How to do a Vlookup to the left in Google Sheets?

VLOOKUP is a super popular formula but suffers from a major drawback. You can’t lookup data to the left!

However, there’s a sneaky trick that lets us VLOOKUP to the left, so we can search for a term and return a result from a column to the left of the original search column:

How to do a Vlookup to the left in Google Sheets? 1

How do we create a leftwards VLOOKUP?

What we do is create a new virtual table with an array, where the columns are switched, so the VLOOKUP can work on this temporary, virtual table.

What’s the formula?

Let’s assume we have data in columns A and B. I want to search column B and return the value from column A, then we use:

=VLOOKUP(D2,{$B$1:$B$10,$A$1:$A$10},2,FALSE)

Can I see an example worksheet?

Yes, here you go.

How does this formula work?

Imagine this is your raw data table and you want to search for a name and return the rent figure:

reverse vlookup to left

The first step is to use an array formula to create a new table on the fly, and then perform the VLOOKUP on this new temporary table.

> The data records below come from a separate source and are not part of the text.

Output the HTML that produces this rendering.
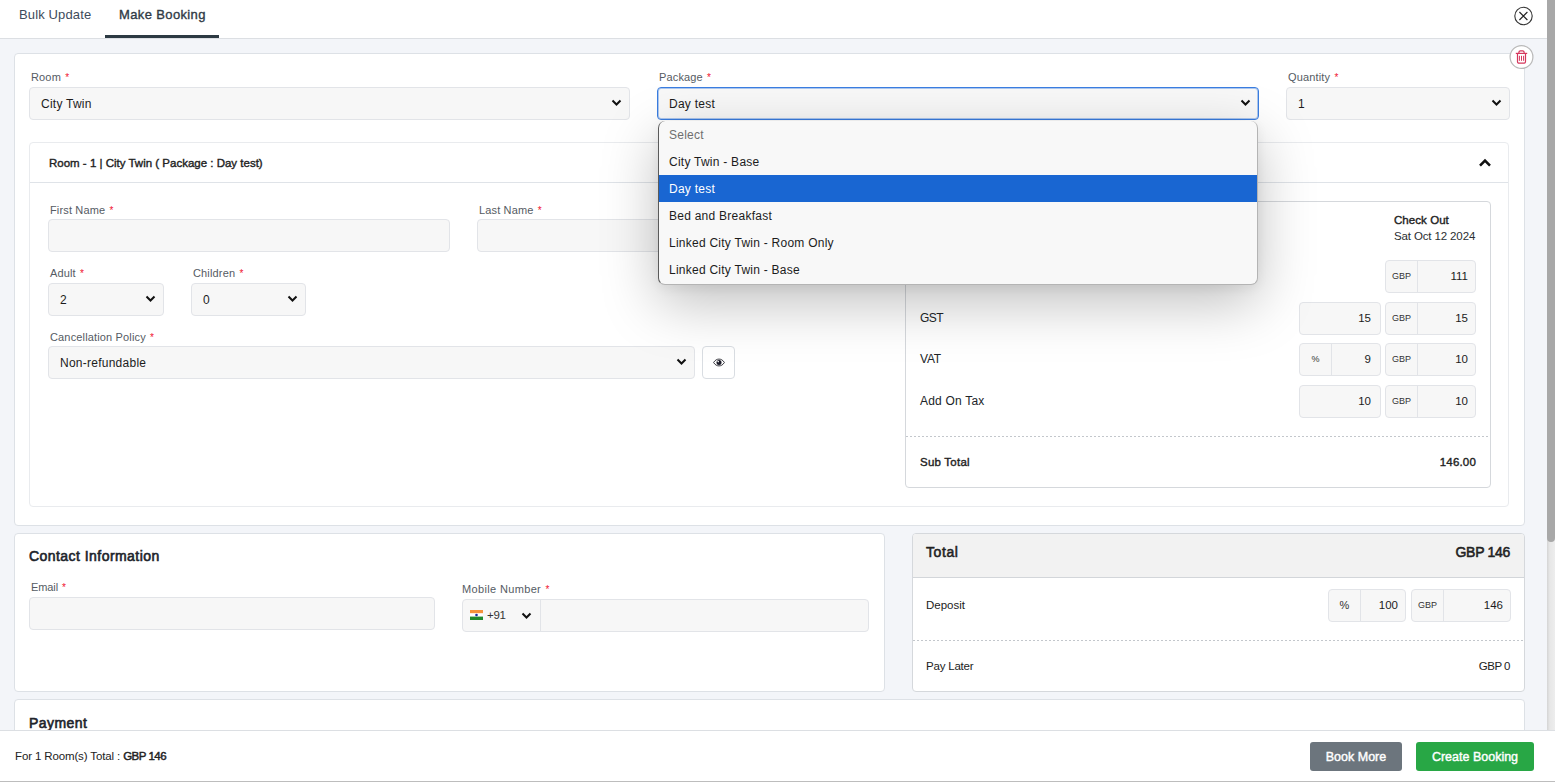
<!DOCTYPE html>
<html lang="en">
<head>
<meta charset="utf-8">
<title>Make Booking</title>
<style>
*{box-sizing:border-box;margin:0;padding:0}
html,body{width:1555px;height:782px;overflow:hidden}
body{position:relative;background:#f3f5f9;font-family:"Liberation Sans",Arial,sans-serif;font-size:12px;color:#212529;letter-spacing:0.25px}
.abs{position:absolute}
.dash{height:1px;background:repeating-linear-gradient(90deg,#c3c7cc 0 2px,transparent 2px 4px)}
.sb{color:#222;-webkit-text-stroke:0.38px #222;letter-spacing:0;font-size:11.5px}
/* top tabs */
#tabs{position:absolute;left:0;top:0;width:1547px;height:39px;background:#fff;border-bottom:1px solid #dcdfe3}
#tabs .tab{position:absolute;top:6px;font-size:13px;line-height:18px;color:#3e4b5b;white-space:nowrap;letter-spacing:0.13px}
#tabs .active{color:#2f3a45;-webkit-text-stroke:0.35px #2f3a45;letter-spacing:0.37px}
#tabs .bar{position:absolute;left:105px;top:35px;width:114px;height:3px;background:#2d3a43}
/* cards */
.card{position:absolute;background:#fff;border:1px solid #dde1e6;border-radius:4px}
label.l{position:absolute;font-size:11px;line-height:14px;color:#555b63;white-space:nowrap;letter-spacing:0.15px;margin-top:0}
label.l i{color:#f0142f;font-style:normal;margin-left:1px;font-size:10px}
.inp{position:absolute;height:33px;background:#f7f7f7;border:1px solid #e2e4e8;border-radius:4px;font-size:12px;line-height:33px;padding-left:11px;color:#1c1c1c;white-space:nowrap}
.inp svg.chev{position:absolute;right:7.5px;top:10.5px}
.focus{border:1px solid #3a7de0;box-shadow:inset 0 0 0 1px rgba(58,125,224,.4);background:#f8f8f8}
h3{position:absolute;font-size:14px;line-height:18px;font-weight:normal;color:#20242b;-webkit-text-stroke:0.6px #20242b;letter-spacing:0.45px;white-space:nowrap}
/* price groups */
.grp{position:absolute;height:33px;background:#f7f7f7;border:1px solid #e2e4e8;border-radius:4px;font-size:11.5px;color:#1c1c1c;letter-spacing:0}
.grp .ad{position:absolute;left:0;top:0;bottom:0;width:32px;border-right:1px solid #e2e4e8;font-size:9px;line-height:31px;text-align:center;color:#333}
.grp .v{position:absolute;right:9px;top:0;line-height:31px}
.rowl{position:absolute;font-size:12px;line-height:16px;color:#212529;white-space:nowrap;letter-spacing:0}
/* dropdown */
#dd{position:absolute;left:658px;top:121px;width:600px;height:164px;background:#f8f8f8;border:1px solid #b4b4b4;border-left-color:#5a5a5a;border-top:0;border-radius:7px;box-shadow:0 18px 56px rgba(0,0,0,.25),0 3px 12px rgba(0,0,0,.06);overflow:hidden}
#dd div{height:27px;line-height:28px;padding-left:10px;font-size:12px;color:#1c1c1c;white-space:nowrap}
#dd .ph{color:#6f6f6f}
#dd .sel{background:#1966d2;color:#fff}
/* footer */
#foot{position:absolute;left:0;top:730px;width:1555px;height:52px;background:#fff;border-top:1px solid #dcdfe3;border-bottom:1px solid #bdbdbd}
.btn{position:absolute;top:11px;height:29px;border-radius:3px;color:#fff;font-size:12.5px;-webkit-text-stroke:0.4px #fff;letter-spacing:0;line-height:30.5px;text-align:center;white-space:nowrap}
/* scrollbar */
#sb{position:absolute;left:1547px;top:0;width:8px;height:730px;background:linear-gradient(90deg,#d4d4d4,#e7e7e7 35%,#ededed)}
#sb b{position:absolute;left:0;top:0;width:8px;height:542px;background:#a8a8a8;border-radius:0 0 4px 4px}
</style>
</head>
<body>

<div id="tabs">
  <span class="tab" style="left:19px">Bulk Update</span>
  <span class="tab active" style="left:119px">Make Booking</span>
  <span class="bar"></span>
  <svg class="abs" style="left:1513px;top:6px" width="21" height="20" viewBox="0 0 21 20"><circle cx="10.5" cy="10" r="8.7" fill="none" stroke="#333" stroke-width="1.1"/><path d="M6.4 6l8 8M14.4 6l-8 8" stroke="#222" stroke-width="1.1" fill="none"/></svg>
</div>

<!-- main room card -->
<div class="card" style="left:14px;top:53px;width:1511px;height:473px"></div>

<label class="l" style="left:31px;top:70px">Room <i>*</i></label>
<div class="inp" style="left:29px;top:87px;width:601px">City Twin<svg class="chev" width="11" height="8" viewBox="0 0 11 8"><path d="M1.5 1.5l4 4 4-4" fill="none" stroke="#111" stroke-width="2"/></svg></div>

<label class="l" style="left:659px;top:70px">Package <i>*</i></label>
<div class="inp focus" style="left:657px;top:87px;width:602px">Day test<svg class="chev" width="11" height="8" viewBox="0 0 11 8"><path d="M1.5 1.5l4 4 4-4" fill="none" stroke="#111" stroke-width="2"/></svg></div>

<label class="l" style="left:1288px;top:70px">Quantity <i>*</i></label>
<div class="inp" style="left:1286px;top:87px;width:224px">1<svg class="chev" width="11" height="8" viewBox="0 0 11 8"><path d="M1.5 1.5l4 4 4-4" fill="none" stroke="#111" stroke-width="2"/></svg></div>

<!-- inner accordion -->
<div class="card" style="left:29px;top:142px;width:1480px;height:365px;border-color:#e9ebee"></div>
<div class="abs" style="left:30px;top:182px;width:1478px;height:1px;background:#dfe3e8"></div>
<div class="abs sb" style="left:49px;top:155px;line-height:16px;white-space:nowrap">Room - 1 | City Twin ( Package : Day test)</div>
<svg class="abs" style="left:1478px;top:157px" width="14" height="11" viewBox="0 0 14 11"><path d="M2 8.600l5-5 5 5" fill="none" stroke="#111" stroke-width="2.600"/></svg>

<label class="l" style="left:50px;top:203px">First Name <i>*</i></label>
<div class="inp" style="left:48px;top:219px;width:402px"></div>
<label class="l" style="left:479px;top:203px">Last Name <i>*</i></label>
<div class="inp" style="left:477px;top:219px;width:402px"></div>

<label class="l" style="left:50px;top:266px">Adult <i>*</i></label>
<div class="inp" style="left:48px;top:283px;width:116px">2<svg class="chev" width="11" height="8" viewBox="0 0 11 8"><path d="M1.5 1.5l4 4 4-4" fill="none" stroke="#111" stroke-width="2"/></svg></div>
<label class="l" style="left:193px;top:266px">Children <i>*</i></label>
<div class="inp" style="left:191px;top:283px;width:115px">0<svg class="chev" width="11" height="8" viewBox="0 0 11 8"><path d="M1.5 1.5l4 4 4-4" fill="none" stroke="#111" stroke-width="2"/></svg></div>

<label class="l" style="left:50px;top:330px">Cancellation Policy <i>*</i></label>
<div class="inp" style="left:48px;top:346px;width:647px">Non-refundable<svg class="chev" width="11" height="8" viewBox="0 0 11 8"><path d="M1.5 1.5l4 4 4-4" fill="none" stroke="#111" stroke-width="2"/></svg></div>
<div class="abs" style="left:702px;top:346px;width:33px;height:33px;background:#fff;border:1px solid #d9dde2;border-radius:4px">
  <svg class="abs" style="left:10px;top:11px" width="12" height="9" viewBox="0 -0.500 12 9"><path d="M0.6 4C2.2 1.5 4 .6 6 .6s3.800 .9 5.400 3.400C9.800 6.500 8 7.400 6 7.400S2.200 6.500 .6 4z" fill="#fff" stroke="#26262e" stroke-width=".9"/><circle cx="6" cy="4" r="2.500" fill="#1b1b28"/><circle cx="5.200" cy="3.100" r=".8" fill="#fff"/></svg>
</div>

<!-- price panel -->
<div class="card" style="left:905px;top:201px;width:586px;height:287px;border-color:#d5d8dc"></div>
<div class="abs sb" style="left:1394px;top:212px;line-height:16px;letter-spacing:0.06px;white-space:nowrap">Check Out</div>
<div class="abs" style="left:1394px;top:228px;font-size:11.5px;line-height:16px;letter-spacing:-0.13px;color:#2b2f33;white-space:nowrap">Sat Oct 12 2024</div>

<div class="grp" style="left:1385px;top:260px;width:91px"><span class="ad">GBP</span><span class="v" style="right:7px">111</span></div>

<div class="rowl" style="left:920px;top:310px;letter-spacing:-0.6px">GST</div>
<div class="grp" style="left:1299px;top:302px;width:82px"><span class="v">15</span></div>
<div class="grp" style="left:1385px;top:302px;width:91px"><span class="ad">GBP</span><span class="v" style="right:7px">15</span></div>

<div class="rowl" style="left:920px;top:351px;letter-spacing:-0.2px">VAT</div>
<div class="grp" style="left:1299px;top:343px;width:82px"><span class="ad">%</span><span class="v">9</span></div>
<div class="grp" style="left:1385px;top:343px;width:91px"><span class="ad">GBP</span><span class="v" style="right:7px">10</span></div>

<div class="rowl" style="left:920px;top:393px;letter-spacing:0.2px">Add On Tax</div>
<div class="grp" style="left:1299px;top:385px;width:82px"><span class="v">10</span></div>
<div class="grp" style="left:1385px;top:385px;width:91px"><span class="ad">GBP</span><span class="v" style="right:7px">10</span></div>

<div class="abs dash" style="left:906px;top:436px;width:584px"></div>
<div class="abs sb" style="left:920px;top:454px;line-height:16px;letter-spacing:0.23px;white-space:nowrap">Sub Total</div>
<div class="abs sb" style="right:79px;top:454px;line-height:16px;letter-spacing:0.18px;white-space:nowrap">146.00</div>

<!-- trash -->
<svg class="abs" style="left:1509px;top:45px" width="26" height="26" viewBox="0 0 26 26"><circle cx="12.5" cy="12" r="11.4" fill="#fff" stroke="#b9b9b9" stroke-width="1.2"/><g fill="none" stroke="#d5375c" stroke-width="1.2"><path d="M6.8 8.4h11.4"/><path d="M9.9 8.2v-.9a1.5 1.5 0 0 1 1.5-1.5h2.2a1.5 1.5 0 0 1 1.5 1.5v.9"/><path d="M8.5 8.6v8.2a1.4 1.4 0 0 0 1.4 1.4h5.2a1.4 1.4 0 0 0 1.4-1.4V8.6"/><path d="M10.4 10.8v5M12.5 10.8v5M14.6 10.8v5" stroke-width="1"/></g></svg>

<!-- contact card -->
<div class="card" style="left:14px;top:533px;width:871px;height:159px"></div>
<h3 style="left:29px;top:547px">Contact Information</h3>
<label class="l" style="left:31px;top:580px;letter-spacing:-0.1px">Email <i>*</i></label>
<div class="inp" style="left:29px;top:597px;width:406px"></div>
<label class="l" style="left:462px;top:582px;letter-spacing:0.35px">Mobile Number <i>*</i></label>
<div class="inp" style="left:462px;top:599px;width:407px;padding:0">
  <div class="abs" style="left:77px;top:0;width:1px;height:31px;background:#e2e4e8"></div>
  <svg class="abs" style="left:7px;top:10px" width="13" height="10" viewBox="0 0 13 10"><rect width="13" height="3.4" fill="#f4923a"/><rect y="3.4" width="13" height="3.3" fill="#fff"/><rect y="6.6" width="13" height="3.4" fill="#1f8a2c"/><circle cx="6.5" cy="5" r="1.3" fill="#1a2a9c"/></svg>
  <span class="abs" style="left:24px;top:-1px;font-size:11.5px;letter-spacing:-0.3px;color:#333">+91</span>
  <svg class="abs" style="left:58px;top:11.5px" width="11" height="8" viewBox="0 0 11 8"><path d="M1.5 1.5l4 4 4-4" fill="none" stroke="#111" stroke-width="2"/></svg>
</div>

<!-- total card -->
<div class="card" style="left:912px;top:533px;width:613px;height:159px;overflow:hidden;border-color:#d5d8dc">
  <div class="abs" style="left:0;top:0;width:611px;height:44px;background:#f2f2f2;border-bottom:1px solid #d3d6da"></div>
  <div class="abs" style="left:13px;top:9px;font-size:14px;line-height:18px;-webkit-text-stroke:0.55px #222;letter-spacing:0.6px;color:#222">Total</div>
  <div class="abs" style="right:14px;top:9px;font-size:14px;line-height:18px;-webkit-text-stroke:0.55px #222;letter-spacing:-0.3px;color:#222;white-space:nowrap">GBP 146</div>
  <div class="abs" style="left:13px;top:63px;font-size:11.5px;line-height:16px;letter-spacing:0;color:#222">Deposit</div>
  <div class="abs dash" style="left:0;top:106px;width:611px"></div>
  <div class="abs" style="left:13px;top:124px;font-size:11.5px;line-height:16px;letter-spacing:-0.2px;color:#222;white-space:nowrap">Pay Later</div>
  <div class="abs" style="right:14px;top:124px;font-size:11.5px;line-height:16px;letter-spacing:-0.5px;color:#222;white-space:nowrap">GBP 0</div>
</div>
<div class="grp" style="left:1328px;top:589px;width:78px"><span class="ad" style="font-size:11px">%</span><span class="v" style="right:7px">100</span></div>
<div class="grp" style="left:1411px;top:589px;width:100px"><span class="ad">GBP</span><span class="v" style="right:7px">146</span></div>

<!-- payment card -->
<div class="card" style="left:14px;top:699px;width:1511px;height:100px"></div>
<h3 style="left:29px;top:714px">Payment</h3>

<!-- package dropdown -->
<div id="dd">
  <div class="ph">Select</div>
  <div>City Twin - Base</div>
  <div class="sel">Day test</div>
  <div>Bed and Breakfast</div>
  <div>Linked City Twin - Room Only</div>
  <div>Linked City Twin - Base</div>
</div>

<!-- footer -->
<div id="foot">
  <div class="abs" style="left:15px;top:17px;font-size:11.5px;line-height:16px;letter-spacing:-0.13px;color:#222;white-space:nowrap">For 1 Room(s) Total : <b style="font-weight:normal;-webkit-text-stroke:0.45px #222;letter-spacing:-0.5px">GBP 146</b></div>
  <div class="btn" style="left:1310px;width:92px;background:#6c757d">Book More</div>
  <div class="btn" style="left:1416px;width:118px;background:#28a745">Create Booking</div>
</div>

<div id="sb"><b></b></div>

</body>
</html>
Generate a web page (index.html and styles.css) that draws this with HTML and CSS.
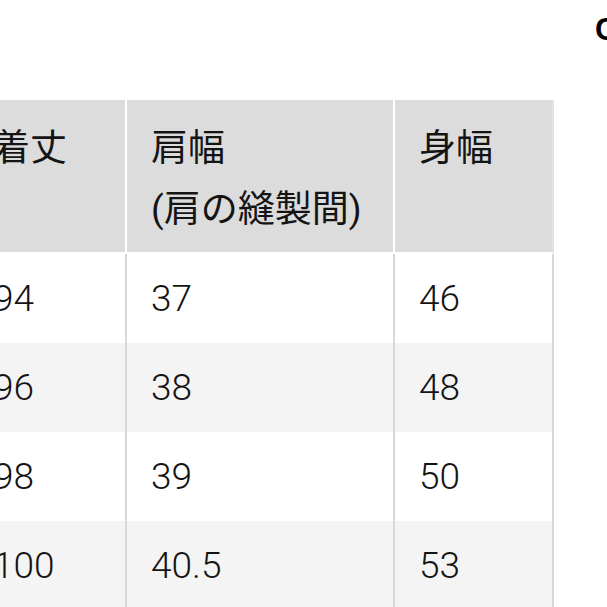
FILE: index.html
```html
<!DOCTYPE html>
<html lang="ja">
<head>
<meta charset="utf-8">
<title>サイズ表</title>
<link rel="stylesheet" href="styles.css">
</head>
<body>
<div class="page">
  <div class="title">C</div>
  <table class="size-table">
    <thead>
      <tr>
        <th class="col1">着丈</th>
        <th class="col2">肩幅<br>(肩の縫製間)</th>
        <th class="col3">身幅</th>
      </tr>
    </thead>
    <tbody>
      <tr><td>94</td><td>37</td><td>46</td></tr>
      <tr><td>96</td><td>38</td><td>48</td></tr>
      <tr><td>98</td><td>39</td><td>50</td></tr>
      <tr><td>100</td><td>40.5</td><td>53</td></tr>
    </tbody>
  </table>
</div>
</body>
</html>
```
FILE: styles.css
```css
html, body {
  margin: 0;
  padding: 0;
  background: #fff;
}
.page {
  width: 607px;
  height: 607px;
  overflow: hidden;
}
.title {
  height: 100px;
  box-sizing: border-box;
  padding: 12px 0 0 595px;
  font-family: "Liberation Sans", Arial, sans-serif;
  font-weight: bold;
  font-size: 31px;
  line-height: 36px;
  color: #000;
  white-space: nowrap;
}
.size-table {
  margin-left: -31px;
  border-collapse: separate;
  border-spacing: 0;
  table-layout: fixed;
  width: 585px;
  font-family: Roboto, "Noto Sans CJK JP", sans-serif;
  font-size: 36px;
  color: #141414;
}
.size-table .col1 { width: 158px; }
.size-table .col2 { width: 268px; }
.size-table .col3 { width: 159px; }
.size-table th {
  box-sizing: border-box;
  height: 154px;
  background: #dcdcdc;
  font-weight: 400;
  font-size: 37px;
  text-align: left;
  vertical-align: top;
  line-height: 61px;
  padding: 18px 0 0 24px;
  border-right: 2px solid #fff;
  border-bottom: 2px solid #fff;
  white-space: nowrap;
}
.size-table th.col3 {
  border-right-color: #e2e2e2;
}
.size-table td {
  box-sizing: border-box;
  height: 89px;
  padding: 0 0 0 24px;
  line-height: 40px;
  font-weight: 300;
  font-size: 37px;
  vertical-align: middle;
  border-right: 2px solid #d8d8d8;
}
.size-table tbody tr:nth-child(odd) td { background: #fff; }
.size-table tbody tr:nth-child(even) td { background: #f4f4f4; }
```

This formula creates the temporary table:={B1:B10,A1:A10}

as shown in the following image:

reverse vlookup to left

This formula has curly brackets to denote an array and inside, the two columns are swapped. This creates an array output with the two columns reversed.

Note, they don’t have to be adjacent columns, they just happen to be in this simple example.

Next, this formula performs a vlookup on the new temporary table (which is all done inside the vlookup, so you won’t actually see the temporary table):

=VLOOKUP(D2,{$B$1:$B$10,$A$1:$A$10},2,FALSE)

which effectively performs a search like so:

reverse vlookup to left

Bingo!

It returns $2,214 as we want.

Note: A better way to solve this is by using a combination of the INDEX and MATCH functions.